1917
Bolsheviks seize Petrograd
Lenin's Red Guards took bridges, telegraph offices, and finally the Winter Palace, where the Provisional Government was arrested over supper. The cruiser Aurora fired a blank shot across the Neva. Within days a Bolshevik government decreed peace and the nationalization of land. A vast experiment in revolutionary socialism, one that would reshape the entire century, had begun.
America enters the war
Wilson, who had been reelected on keeping the country out, asked Congress to declare war on Germany after the Zimmermann telegram and unrestricted submarine warfare. The United States had almost no army. Within eighteen months it had two million men in France and an industry that would decide the outcome.
Balfour Declaration promises Jewish homeland
In a letter to Lord Rothschild, the British foreign secretary declared that His Majesty's Government viewed with favor the establishment in Palestine of a national home for the Jewish people. One hundred and seventeen words. They would help shape the Middle East for a century and are still being argued over.
February Revolution topples the Tsar
Bread riots in Petrograd became mutiny, mutiny became revolution. Nicholas II, off at the front, tried to take a train home and found his own generals refusing him. He abdicated in a railway siding. The Romanov dynasty, after three hundred and four years, ended with a signed piece of paper handed through a carriage window.

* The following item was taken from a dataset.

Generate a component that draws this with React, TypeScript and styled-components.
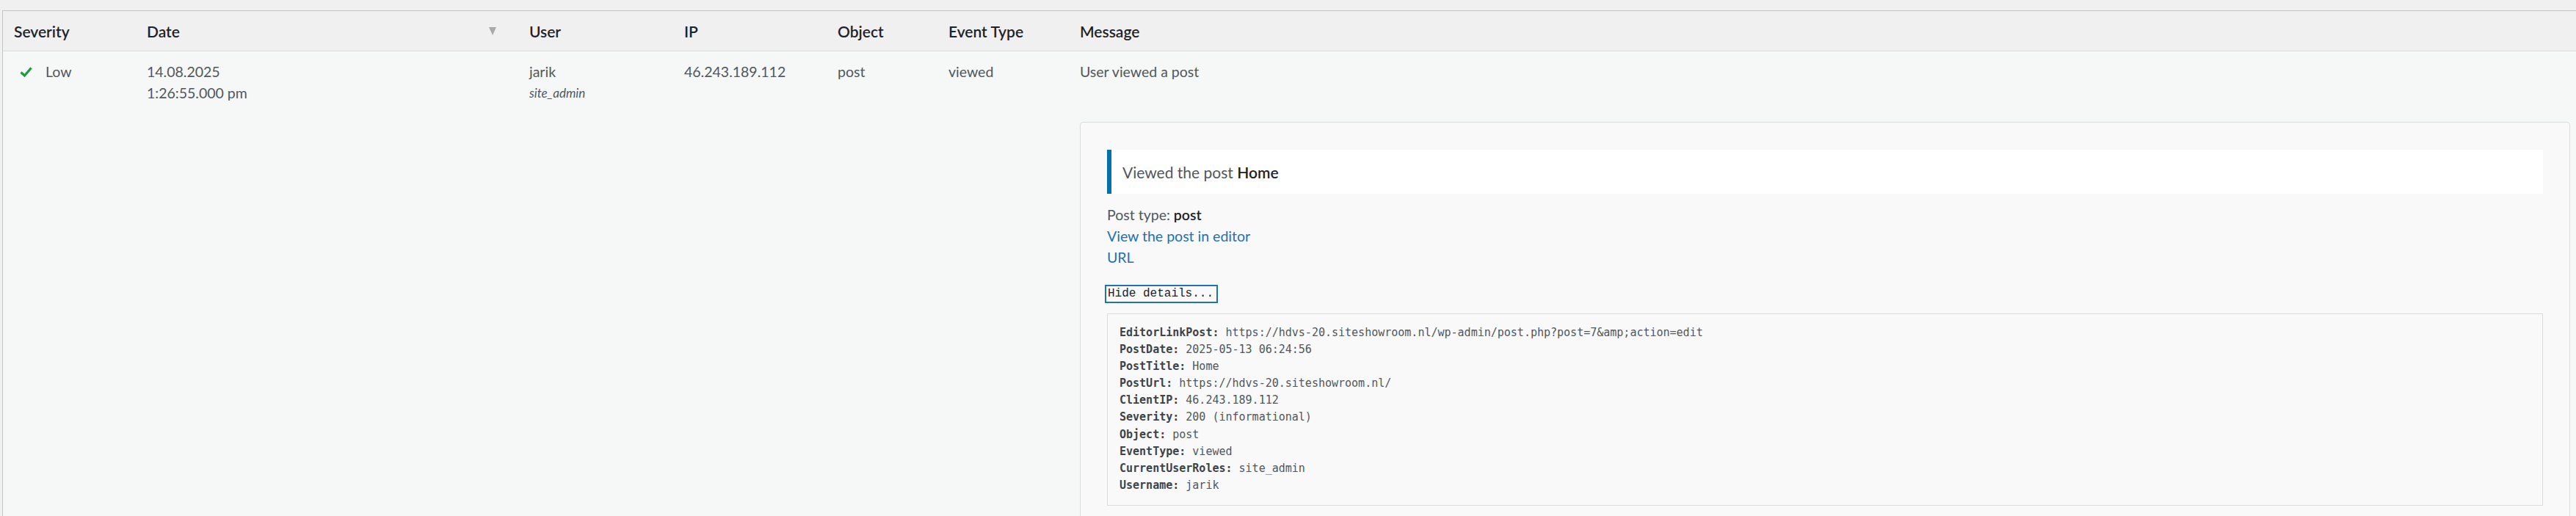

First American troops land in France
Two hundred thousand doughboys of the American Expeditionary Force under General John J. Pershing began disembarking at Saint-Nazaire. An aide, visiting Lafayette's grave, announced: Lafayette, we are here. The men were green and would not fight in large numbers until the spring of 1918, but their arrival told Germans the war was over.

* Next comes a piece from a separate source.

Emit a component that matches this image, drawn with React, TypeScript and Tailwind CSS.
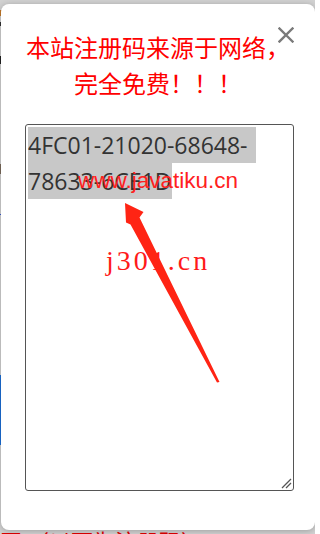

Lawrence's Arabs take Aqaba
Riding across a waterless desert from the east, T. E. Lawrence and his Arab irregulars captured the Ottoman port of Aqaba from the landward side, where the Turks expected no attack. The British officer in his flowing robes was becoming a legend. The Arab Revolt was taking territory; the postwar betrayal at Versailles was still to come.

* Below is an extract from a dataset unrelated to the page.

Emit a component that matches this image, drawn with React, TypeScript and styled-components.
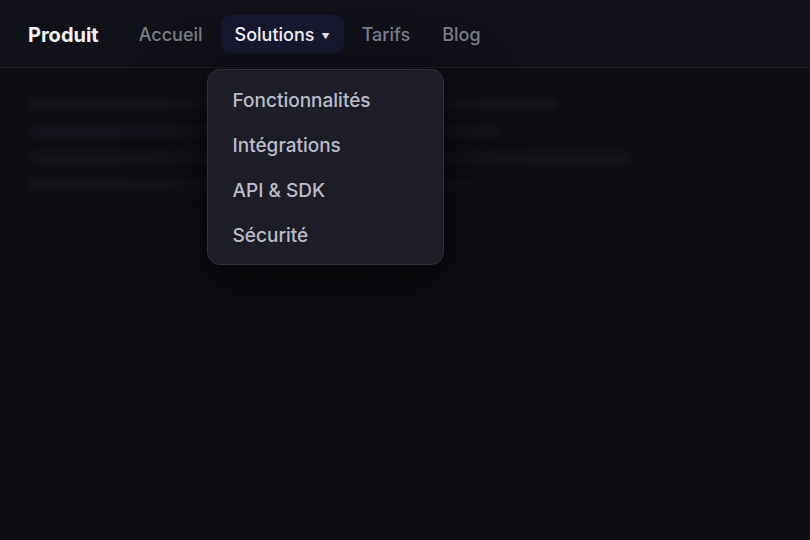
import React from "react";
import styled, { createGlobalStyle } from "styled-components";

const GlobalStyle = createGlobalStyle`
  html, body {
    margin: 0;
    padding: 0;
    background: #0e0f14;
    font-family: Inter, "Noto Sans", "Liberation Sans", sans-serif;
    -webkit-font-smoothing: antialiased;
  }
`;

const Page = styled.div`
  width: 810px;
  height: 540px;
  background: #0e0f14;
  overflow: hidden;
`;

const NavBar = styled.nav`
  height: 67px;
  display: flex;
  align-items: center;
  padding: 0 28px;
  background: #101119;
  border-bottom: 1px solid #1c1d26;
  position: relative;
  z-index: 2;
`;

const Brand = styled.div`
  font-size: 20px;
  font-weight: 700;
  color: #f4f4f6;
  margin-right: 26px;
  padding-top: 2px;
`;

const Links = styled.ul`
  display: flex;
  align-items: center;
  gap: 4px;
  margin: 0;
  padding: 0;
  list-style: none;
`;

const LinkItem = styled.li<{ $active?: boolean }>`
  position: relative;
  display: flex;
  align-items: center;
  gap: 7px;
  height: 38px;
  box-sizing: border-box;
  padding: 2px 14px 0;
  border-radius: 9px;
  font-size: 18px;
  font-weight: 500;
  color: ${(p) => (p.$active ? "#f2f2f6" : "#7c7d87")};
  background: ${(p) => (p.$active ? "#171830" : "transparent")};
  cursor: pointer;
`;

const Caret = styled.span`
  font-size: 8px;
  color: #e6e6ee;
  margin-top: 3px;
`;

const Menu = styled.div`
  position: absolute;
  top: 54px;
  left: -14px;
  width: 235px;
  padding: 8px 0 6px;
  background: #1c1d27;
  border: 1px solid #30313c;
  border-radius: 13px;
  box-shadow: 0 28px 70px rgba(0, 0, 0, 0.55), 0 8px 20px rgba(0, 0, 0, 0.35);
  cursor: default;
`;

const MenuItem = styled.div`
  height: 45px;
  display: flex;
  align-items: center;
  padding: 0 25px;
  font-size: 19px;
  font-weight: 500;
  color: #bbbcca;
`;

const Content = styled.main`
  padding: 30px 30px 0;
  display: flex;
  flex-direction: column;
  gap: 15px;
  filter: blur(3px);
`;

const Skeleton = styled.div<{ $w: number }>`
  width: ${(p) => p.$w}px;
  height: 12px;
  border-radius: 4px;
  background: #14151d;
`;

const links = ["Accueil", "Solutions", "Tarifs", "Blog"];
const menu = ["Fonctionnalités", "Intégrations", "API & SDK", "Sécurité"];
const lines = [528, 470, 600, 440];

export default function App() {
  return (
    <Page>
      <GlobalStyle />
      <NavBar>
        <Brand>Produit</Brand>
        <Links>
          {links.map((l) =>
            l === "Solutions" ? (
              <LinkItem key={l} $active>
                {l}
                <Caret>▼</Caret>
                <Menu>
                  {menu.map((m) => (
                    <MenuItem key={m}>{m}</MenuItem>
                  ))}
                </Menu>
              </LinkItem>
            ) : (
              <LinkItem key={l}>{l}</LinkItem>
            )
          )}
        </Links>
      </NavBar>
      <Content>
        {lines.map((w, i) => (
          <Skeleton key={i} $w={w} />
        ))}
      </Content>
    </Page>
  );
}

Silent Sentinels at the White House
Suffragists led by Alice Paul began picketing the White House gates six days a week, the first group ever to do so, holding banners that quoted Wilson's own words about democracy. Arrested, they staged hunger strikes and were force-fed in jail. Their persistence and suffering helped push Wilson and Congress toward the Nineteenth Amendment three years later.